Compare the accuracy of the global model for different numbers of clients.

Table 8 presents the communication overhead when applying CNN on the CelebA dataset, under different numbers of clients, transmission modes, and quantization levels. As the number of clients increases from 20 to 80, the total communication overhead rises significantly for both plain 32-bit transmission and quantized transmission. For instance, in plain 32-bit transmission, the total overhead for 20 clients is 32 GB, and for 80 clients, it reaches 148 GB. Quantized transmission shows a remarkable advantage in reducing overhead. Taking 20 clients as an example, the total overhead for 8-bit quantization is 8.5 GB, and for 16-bit quantization is 17 GB, much lower than that of plain transmission. Across scenarios with different numbers of clients, the effectiveness of quantization technology in reducing communication overhead is prominent. In plain 32-bit transmission, the average overhead per client remains relatively stable. Quantized transmission has a lower and stable average overhead, fully demonstrating its effectiveness and stability in federated learning scenarios with varying scales of client participation.

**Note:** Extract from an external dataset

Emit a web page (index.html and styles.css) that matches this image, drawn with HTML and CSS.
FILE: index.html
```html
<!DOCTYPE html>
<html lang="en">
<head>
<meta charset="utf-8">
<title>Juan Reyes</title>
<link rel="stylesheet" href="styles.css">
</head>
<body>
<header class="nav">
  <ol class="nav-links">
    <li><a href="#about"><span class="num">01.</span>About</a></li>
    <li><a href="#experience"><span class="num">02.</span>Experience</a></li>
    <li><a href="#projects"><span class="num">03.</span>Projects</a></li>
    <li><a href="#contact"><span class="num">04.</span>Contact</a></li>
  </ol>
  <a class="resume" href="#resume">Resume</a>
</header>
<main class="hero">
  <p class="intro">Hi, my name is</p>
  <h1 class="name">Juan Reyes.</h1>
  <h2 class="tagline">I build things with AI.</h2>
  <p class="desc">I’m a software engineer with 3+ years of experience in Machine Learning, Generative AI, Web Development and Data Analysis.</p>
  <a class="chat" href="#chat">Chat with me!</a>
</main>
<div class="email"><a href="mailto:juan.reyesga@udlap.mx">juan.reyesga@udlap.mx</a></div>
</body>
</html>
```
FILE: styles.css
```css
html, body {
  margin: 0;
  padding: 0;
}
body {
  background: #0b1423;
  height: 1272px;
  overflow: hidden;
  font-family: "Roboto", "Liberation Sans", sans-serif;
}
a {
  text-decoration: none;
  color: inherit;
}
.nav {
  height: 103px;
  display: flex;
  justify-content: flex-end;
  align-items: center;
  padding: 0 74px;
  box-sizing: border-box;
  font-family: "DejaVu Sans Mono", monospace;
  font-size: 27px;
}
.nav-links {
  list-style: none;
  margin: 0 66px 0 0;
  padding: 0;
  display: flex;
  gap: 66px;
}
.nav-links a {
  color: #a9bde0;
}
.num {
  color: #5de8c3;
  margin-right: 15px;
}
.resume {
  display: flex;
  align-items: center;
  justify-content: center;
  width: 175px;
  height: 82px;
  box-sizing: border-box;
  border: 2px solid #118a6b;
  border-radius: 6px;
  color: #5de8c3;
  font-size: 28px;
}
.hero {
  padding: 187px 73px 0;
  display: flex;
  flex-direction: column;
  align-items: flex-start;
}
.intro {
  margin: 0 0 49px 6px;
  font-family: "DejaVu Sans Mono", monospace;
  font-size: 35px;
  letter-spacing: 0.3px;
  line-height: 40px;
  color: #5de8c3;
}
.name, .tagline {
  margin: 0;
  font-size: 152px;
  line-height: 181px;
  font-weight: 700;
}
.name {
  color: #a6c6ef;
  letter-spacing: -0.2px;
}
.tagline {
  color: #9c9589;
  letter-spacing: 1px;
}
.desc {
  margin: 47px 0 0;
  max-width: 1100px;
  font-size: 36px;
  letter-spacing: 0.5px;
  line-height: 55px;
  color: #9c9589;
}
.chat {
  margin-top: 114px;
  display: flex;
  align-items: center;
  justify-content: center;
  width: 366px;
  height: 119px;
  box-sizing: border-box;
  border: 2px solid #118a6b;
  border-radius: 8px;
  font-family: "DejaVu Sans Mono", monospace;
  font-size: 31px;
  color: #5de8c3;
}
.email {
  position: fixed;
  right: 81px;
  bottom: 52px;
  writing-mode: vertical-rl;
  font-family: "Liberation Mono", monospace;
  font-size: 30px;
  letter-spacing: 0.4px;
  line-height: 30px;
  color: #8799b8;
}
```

Table 8 Communication Overhead for Different Numbers of Clients Using CNN on CelebA.

Security evaluation

In the privacy leakage comparison experiment, a matching operation is performed on all parameter gradients of the training model in FL, and the experiment adopts randomly initialized weights. Here, the gradient matching loss can represent the discriminability of the original samples. Specifically, the smaller the matching loss corresponding to the gradient value, the greater the information leakage. When the value of the matching loss function exceeds 0.15, it can be determined that there is no information leakage. Figure 7 presents the experimental results of the anti-leakage effectiveness. It can be seen from it that the FedAVG scheme fails to effectively prevent the leakage of sensitive information, while the Q-Chain FL successfully achieves privacy preservation and ensures information security during the model training process.

Fig. 7
figure 7

The experimental results of the anti-leakage effectiveness.

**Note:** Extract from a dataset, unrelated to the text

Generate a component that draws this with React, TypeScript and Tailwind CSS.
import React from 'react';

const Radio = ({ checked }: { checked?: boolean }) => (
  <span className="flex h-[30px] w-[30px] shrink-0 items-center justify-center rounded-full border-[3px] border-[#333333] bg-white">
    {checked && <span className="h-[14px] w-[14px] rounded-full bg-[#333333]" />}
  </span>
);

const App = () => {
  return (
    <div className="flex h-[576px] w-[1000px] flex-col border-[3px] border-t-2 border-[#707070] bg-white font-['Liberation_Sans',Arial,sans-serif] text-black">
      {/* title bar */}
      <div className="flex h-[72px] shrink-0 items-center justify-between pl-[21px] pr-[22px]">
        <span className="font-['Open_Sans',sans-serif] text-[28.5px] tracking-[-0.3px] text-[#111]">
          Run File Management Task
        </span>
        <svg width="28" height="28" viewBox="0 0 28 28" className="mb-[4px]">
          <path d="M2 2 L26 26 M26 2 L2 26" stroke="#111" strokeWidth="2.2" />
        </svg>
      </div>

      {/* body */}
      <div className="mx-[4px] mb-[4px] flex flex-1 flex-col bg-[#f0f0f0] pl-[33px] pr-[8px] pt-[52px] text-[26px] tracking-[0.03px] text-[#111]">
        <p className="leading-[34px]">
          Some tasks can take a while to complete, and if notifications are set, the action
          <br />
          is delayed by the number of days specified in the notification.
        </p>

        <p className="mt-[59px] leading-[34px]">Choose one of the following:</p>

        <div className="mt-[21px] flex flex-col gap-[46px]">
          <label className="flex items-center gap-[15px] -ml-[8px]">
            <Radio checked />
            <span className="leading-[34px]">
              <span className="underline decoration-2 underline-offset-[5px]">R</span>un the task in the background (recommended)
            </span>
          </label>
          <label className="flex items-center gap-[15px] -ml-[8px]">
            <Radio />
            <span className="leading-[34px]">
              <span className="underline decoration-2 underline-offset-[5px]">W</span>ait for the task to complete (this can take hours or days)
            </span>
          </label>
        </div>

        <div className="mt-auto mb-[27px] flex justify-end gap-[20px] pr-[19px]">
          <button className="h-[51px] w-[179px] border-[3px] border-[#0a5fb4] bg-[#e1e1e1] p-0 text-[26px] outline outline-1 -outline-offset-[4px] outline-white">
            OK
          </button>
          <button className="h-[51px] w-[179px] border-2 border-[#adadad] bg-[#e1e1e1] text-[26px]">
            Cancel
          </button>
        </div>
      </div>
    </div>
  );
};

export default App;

Table 9 presents a comprehensive analysis of the performance of three federated learning algorithms. The analysis is centered around the model accuracy under varying proportions of malicious participants within the MNIST and CIFAR-10 datasets, both of which follow an IID. For the MNIST (IID) dataset, when the proportion of malicious participants is 0%, FedAvg attains an accuracy of 97.6, FedProx reaches 97.9, and Q-Chain FL achieves the highest accuracy of 98.1. As the proportion of malicious participants increases to 10%, 20%, and 30%, the accuracies of all three algorithms decline. However, Q-Chain FL consistently maintains the highest accuracy at each malicious participation level, with values of 82.4, 75.2, and 68.1, respectively. Regarding the CIFAR-10 (IID) dataset, at 0% malicious participants, FedAvg has an accuracy of 52.0, FedProx has 53.5, and Q-Chain FL has the highest accuracy of 55.0. Similarly to the MNIST scenario, as the percentage of malicious participants increases, the accuracy of all algorithms decreases. Once again, Q-Chain FL outperforms the other two algorithms, with accuracies of 48.0, 42.0, and 35.0 at 10%, 20%, and 30% malicious participation, respectively.

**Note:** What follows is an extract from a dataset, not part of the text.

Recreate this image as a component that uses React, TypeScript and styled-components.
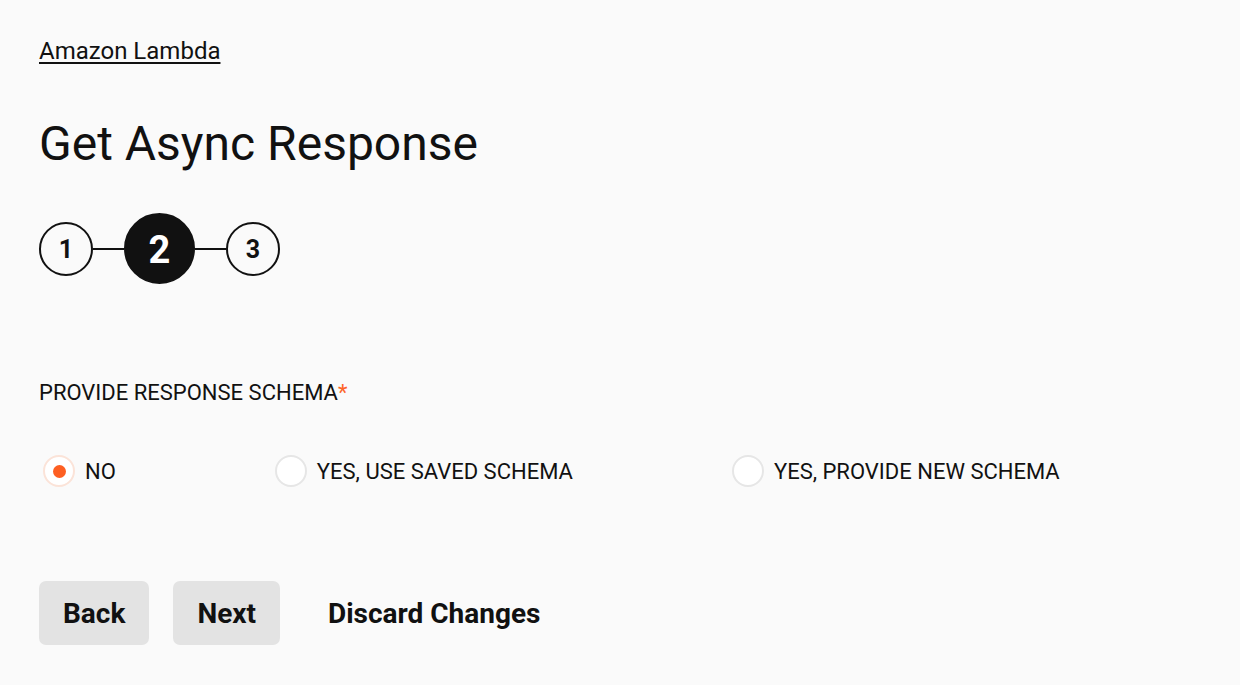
import React, { useState } from "react";
import styled, { createGlobalStyle } from "styled-components";

const Global = createGlobalStyle`
  html, body { margin: 0; padding: 0; background: #fafafa; }
  body { font-family: Roboto, "Noto Sans", Arial, sans-serif; color: #111; }
`;

const Page = styled.div`
  padding: 35px 39px 0;
  display: flex;
  flex-direction: column;
  align-items: flex-start;
`;

const Crumb = styled.a`
  font-size: 24px;
  line-height: 32px;
  color: #111;
  text-decoration: underline;
  text-underline-offset: 3px;
  text-decoration-thickness: 2px;
  cursor: pointer;
`;

const Title = styled.h1`
  margin: 49px 0 0;
  font-size: 48px;
  font-weight: 400;
  line-height: 56px;
`;

const Stepper = styled.div`
  display: flex;
  align-items: center;
  margin-top: 41px;
`;

const Step = styled.div<{ $active?: boolean }>`
  box-sizing: border-box;
  width: ${(p) => (p.$active ? 71 : 54)}px;
  height: ${(p) => (p.$active ? 71 : 54)}px;
  border-radius: 50%;
  border: 2px solid #111;
  background: ${(p) => (p.$active ? "#111" : "transparent")};
  color: ${(p) => (p.$active ? "#fff" : "#111")};
  font-size: ${(p) => (p.$active ? 38 : 25)}px;
  font-weight: 700;
  display: flex;
  align-items: center;
  justify-content: center;
  padding-top: ${(p) => (p.$active ? 3 : 1)}px;
`;

const Connector = styled.div`
  width: 31px;
  height: 2px;
  background: #111;
`;

const FieldLabel = styled.div`
  margin-top: 96px;
  font-size: 22px;
  line-height: 26px;
  text-transform: uppercase;
`;

const Required = styled.span`
  color: #fd6428;
`;

const RadioGroup = styled.div`
  display: flex;
  align-items: center;
  gap: 155px;
  margin-top: 49px;
`;

const Option = styled.label`
  display: flex;
  align-items: center;
  gap: 10px;
  font-size: 22px;
  cursor: pointer;
`;

const RadioCircle = styled.span<{ $checked?: boolean }>`
  box-sizing: border-box;
  width: 32px;
  height: 32px;
  margin-left: 4px;
  border-radius: 50%;
  background: #fff;
  border: 2px solid ${(p) => (p.$checked ? "#fbe3d8" : "#e6e6e6")};
  display: flex;
  align-items: center;
  justify-content: center;
  &::after {
    content: "";
    width: 13px;
    height: 13px;
    border-radius: 50%;
    background: ${(p) => (p.$checked ? "#fd5f22" : "transparent")};
  }
`;

const Actions = styled.div`
  display: flex;
  align-items: center;
  gap: 24px;
  margin-top: 94px;
`;

const Button = styled.button<{ $plain?: boolean }>`
  height: 64px;
  padding: 0 24px;
  border: none;
  border-radius: 7px;
  background: ${(p) => (p.$plain ? "transparent" : "#e3e3e3")};
  font-family: Roboto, Arial, sans-serif;
  font-size: 28px;
  font-weight: 700;
  color: #111;
  cursor: pointer;
`;

const options = ["NO", "YES, USE SAVED SCHEMA", "YES, PROVIDE NEW SCHEMA"];

export default function App() {
  const [sel, setSel] = useState(0);
  return (
    <>
      <Global />
      <Page>
        <Crumb>Amazon Lambda</Crumb>
        <Title>Get Async Response</Title>
        <Stepper>
          <Step>1</Step>
          <Connector />
          <Step $active>2</Step>
          <Connector />
          <Step>3</Step>
        </Stepper>
        <FieldLabel>
          Provide Response Schema<Required>*</Required>
        </FieldLabel>
        <RadioGroup>
          {options.map((o, i) => (
            <Option key={o} onClick={() => setSel(i)}>
              <RadioCircle $checked={sel === i} />
              {o}
            </Option>
          ))}
        </RadioGroup>
        <Actions>
          <Button>Back</Button>
          <Button>Next</Button>
          <Button $plain>Discard Changes</Button>
        </Actions>
      </Page>
    </>
  );
}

Table 9 Model Accuracy of Different Federated Learning Algorithms under Varying Proportions of Malicious Participants on MNIST and CIFAR-10 Datasets with IID Distributions.

The results of the Q-Chain FL show that the quantization compression technique in chain-structured federated learning not only enhances the efficiency of the system but also strengthens the privacy preservation of the data and models. Thus, federated learning exhibits superior performance in the face of large-scale and privacy-sensitive data.

Conclusion

This paper presents an innovative framework for federated learning, Q-Chain FL, designed to address the critical challenges of communication efficiency and privacy preservation inherent in traditional FedAvg-based schemes. By seamlessly integrating quantization compression techniques into an advanced chained architecture, Q-Chain FL substantially reduces communication and storage overhead while significantly accelerating the convergence of global models. To thoroughly evaluate its performance and robustness, we conduct extensive experiments on diverse datasets, including MNIST, CIFAR-10, and CelebA, leveraging multiple model architectures such as convolutional neural networks (CNNs) and ResNet-18. These results highlight that Q-Chain FL demonstrates superior efficiency, scalability, and robustness, while consistently maintaining or enhancing model accuracy across various data distributions, particularly in large-scale, heterogeneous, constrained, and privacy-sensitive environments.

Although Q-Chain FL shows significant promise, challenges remain in adapting to the dynamic nature of real-world federated learning scenarios. Future research will prioritize improving mechanisms for client participation and withdrawal, as well as developing dynamic management strategies to optimize the framework’s adaptability in environments characterized by non-IID data distributions and resource heterogeneity.